--- START OF DATA BLOCK ---

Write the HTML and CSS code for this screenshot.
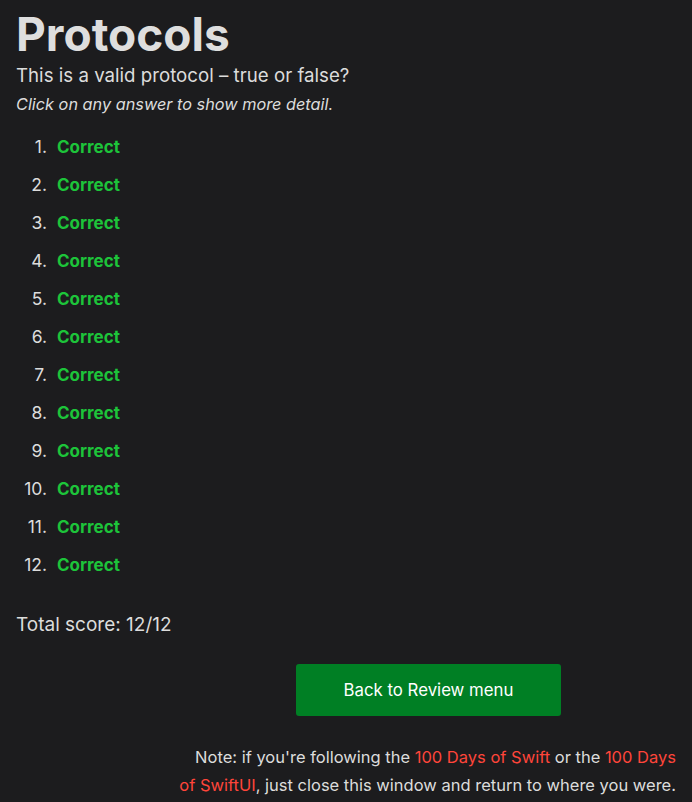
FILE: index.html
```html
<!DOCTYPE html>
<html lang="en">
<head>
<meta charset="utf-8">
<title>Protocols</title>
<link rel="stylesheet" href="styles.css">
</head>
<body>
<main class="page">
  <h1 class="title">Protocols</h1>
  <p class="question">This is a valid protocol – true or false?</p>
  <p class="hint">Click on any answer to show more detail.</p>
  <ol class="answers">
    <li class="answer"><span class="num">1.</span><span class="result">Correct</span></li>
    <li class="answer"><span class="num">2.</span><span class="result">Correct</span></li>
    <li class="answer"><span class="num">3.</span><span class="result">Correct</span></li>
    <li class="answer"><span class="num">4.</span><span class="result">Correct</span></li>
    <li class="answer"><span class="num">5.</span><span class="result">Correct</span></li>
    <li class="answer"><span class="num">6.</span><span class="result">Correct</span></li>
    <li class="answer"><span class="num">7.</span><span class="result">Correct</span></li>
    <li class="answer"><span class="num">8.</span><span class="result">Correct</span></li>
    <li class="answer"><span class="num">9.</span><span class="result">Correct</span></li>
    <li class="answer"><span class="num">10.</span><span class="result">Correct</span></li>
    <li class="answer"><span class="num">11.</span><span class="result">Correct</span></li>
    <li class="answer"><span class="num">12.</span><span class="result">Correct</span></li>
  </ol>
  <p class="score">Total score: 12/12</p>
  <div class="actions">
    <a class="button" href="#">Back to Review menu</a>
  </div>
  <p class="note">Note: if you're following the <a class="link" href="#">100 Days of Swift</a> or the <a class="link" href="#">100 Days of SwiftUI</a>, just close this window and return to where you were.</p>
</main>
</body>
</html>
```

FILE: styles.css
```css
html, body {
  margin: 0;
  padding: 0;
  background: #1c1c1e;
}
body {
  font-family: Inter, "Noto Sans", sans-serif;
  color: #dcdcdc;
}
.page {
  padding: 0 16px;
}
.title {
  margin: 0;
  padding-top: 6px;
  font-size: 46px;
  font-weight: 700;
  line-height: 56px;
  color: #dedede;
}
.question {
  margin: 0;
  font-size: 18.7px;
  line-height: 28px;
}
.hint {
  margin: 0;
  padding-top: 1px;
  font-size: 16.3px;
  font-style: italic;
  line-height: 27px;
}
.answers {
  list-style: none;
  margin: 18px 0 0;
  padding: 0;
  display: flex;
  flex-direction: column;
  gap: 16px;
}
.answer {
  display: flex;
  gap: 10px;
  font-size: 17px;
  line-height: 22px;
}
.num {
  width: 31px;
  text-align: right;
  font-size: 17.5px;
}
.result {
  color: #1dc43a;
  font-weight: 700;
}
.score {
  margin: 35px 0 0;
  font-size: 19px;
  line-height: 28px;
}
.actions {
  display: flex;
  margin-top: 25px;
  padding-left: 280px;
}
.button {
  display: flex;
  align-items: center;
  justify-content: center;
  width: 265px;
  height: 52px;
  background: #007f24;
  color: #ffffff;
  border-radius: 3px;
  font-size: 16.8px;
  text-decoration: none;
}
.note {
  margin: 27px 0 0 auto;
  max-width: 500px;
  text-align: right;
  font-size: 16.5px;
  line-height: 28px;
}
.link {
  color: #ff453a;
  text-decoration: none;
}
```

--- END OF DATA BLOCK ---

**INSTRUCTIONS FOR THE TASK:**
Write out the full listing verbatim, excluding its pictures.

**IN RESPONSE:**
Write the HTML and CSS code for this screenshot.
FILE: index.html
```html
<!DOCTYPE html>
<html lang="en">
<head>
<meta charset="utf-8">
<title>Protocols</title>
<link rel="stylesheet" href="styles.css">
</head>
<body>
<main class="page">
  <h1 class="title">Protocols</h1>
  <p class="question">This is a valid protocol – true or false?</p>
  <p class="hint">Click on any answer to show more detail.</p>
  <ol class="answers">
    <li class="answer"><span class="num">1.</span><span class="result">Correct</span></li>
    <li class="answer"><span class="num">2.</span><span class="result">Correct</span></li>
    <li class="answer"><span class="num">3.</span><span class="result">Correct</span></li>
    <li class="answer"><span class="num">4.</span><span class="result">Correct</span></li>
    <li class="answer"><span class="num">5.</span><span class="result">Correct</span></li>
    <li class="answer"><span class="num">6.</span><span class="result">Correct</span></li>
    <li class="answer"><span class="num">7.</span><span class="result">Correct</span></li>
    <li class="answer"><span class="num">8.</span><span class="result">Correct</span></li>
    <li class="answer"><span class="num">9.</span><span class="result">Correct</span></li>
    <li class="answer"><span class="num">10.</span><span class="result">Correct</span></li>
    <li class="answer"><span class="num">11.</span><span class="result">Correct</span></li>
    <li class="answer"><span class="num">12.</span><span class="result">Correct</span></li>
  </ol>
  <p class="score">Total score: 12/12</p>
  <div class="actions">
    <a class="button" href="#">Back to Review menu</a>
  </div>
  <p class="note">Note: if you're following the <a class="link" href="#">100 Days of Swift</a> or the <a class="link" href="#">100 Days of SwiftUI</a>, just close this window and return to where you were.</p>
</main>
</body>
</html>
```

FILE: styles.css
```css
html, body {
  margin: 0;
  padding: 0;
  background: #1c1c1e;
}
body {
  font-family: Inter, "Noto Sans", sans-serif;
  color: #dcdcdc;
}
.page {
  padding: 0 16px;
}
.title {
  margin: 0;
  padding-top: 6px;
  font-size: 46px;
  font-weight: 700;
  line-height: 56px;
  color: #dedede;
}
.question {
  margin: 0;
  font-size: 18.7px;
  line-height: 28px;
}
.hint {
  margin: 0;
  padding-top: 1px;
  font-size: 16.3px;
  font-style: italic;
  line-height: 27px;
}
.answers {
  list-style: none;
  margin: 18px 0 0;
  padding: 0;
  display: flex;
  flex-direction: column;
  gap: 16px;
}
.answer {
  display: flex;
  gap: 10px;
  font-size: 17px;
  line-height: 22px;
}
.num {
  width: 31px;
  text-align: right;
  font-size: 17.5px;
}
.result {
  color: #1dc43a;
  font-weight: 700;
}
.score {
  margin: 35px 0 0;
  font-size: 19px;
  line-height: 28px;
}
.actions {
  display: flex;
  margin-top: 25px;
  padding-left: 280px;
}
.button {
  display: flex;
  align-items: center;
  justify-content: center;
  width: 265px;
  height: 52px;
  background: #007f24;
  color: #ffffff;
  border-radius: 3px;
  font-size: 16.8px;
  text-decoration: none;
}
.note {
  margin: 27px 0 0 auto;
  max-width: 500px;
  text-align: right;
  font-size: 16.5px;
  line-height: 28px;
}
.link {
  color: #ff453a;
  text-decoration: none;
}
```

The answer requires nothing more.